The fourth piece, Le dauphin, revolves around the key of A major. It is in 4/4 and has 13 bars. It is a rather quickly-paced piece, even though Pierre Bernac insisted for it to be played slightly more slowly. It paints a playful dolphin by alternating dynamics every two bars, forte and piano.

The fifth piece, L'écrevisse, gravitates towards A-flat minor. It is in 4/4 and has 12 bars. Bernac, again, corrected the tempo and set it a bit slower. Arguably, the most noticeable aspect of this song is the use of the downward portato in the voice, implying the shellfish is going backwards.

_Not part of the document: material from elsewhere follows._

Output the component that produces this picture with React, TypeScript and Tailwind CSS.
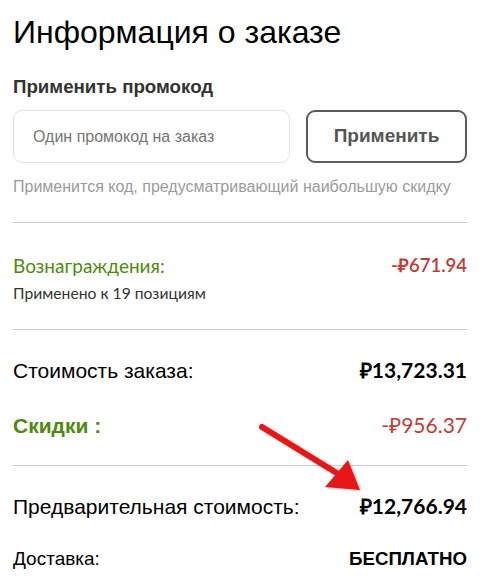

The sixth and last piece, La carpe, is an 11-bar, 4/4 piece the tonal center of which is A-flar minor. The accompanying piano presents an ostinato at the beginning of the song which is used all throughout, while the voice sings a slow-moving melody, resembling the large fish moving in the depths of a pond.

== Reception ==
The cycle quickly became famous among modern singers. Marie Laurencin, Apollinaire's former mistress, praised Poulenc's setting of Le bestiaire in a letter from September 1921 as follows: "You have no idea, Francis Poulenc, how well you have conveyed both the nostalgia and the singsong quality of those admirable quatrains". British pianist Graham Johnson has described Poulenc's setting as having an "almost unnervingly simple style" which works well with the poet's tender seriousness: "The composer is amusing, chic, naughty, and self-consciously modern; he may be an artistic snob, but he is clearly already a young man able to conjure real magic from the most slender of musical means." Poulenc stated that Claire Croiza, Marya Freund, and Pierre Bernac were the most distinguished interpreters of the cycle.

== Recordings ==
Poulenc's version for voice and piano became the most performed and recorded of all, even immediately after its publication. Pierre Bernac, a baritone with a style Poulenc was particularly fond of, recorded the entire cycle with the composer at the piano on November 12, 1945, at Abbey Road Studio 3, in London.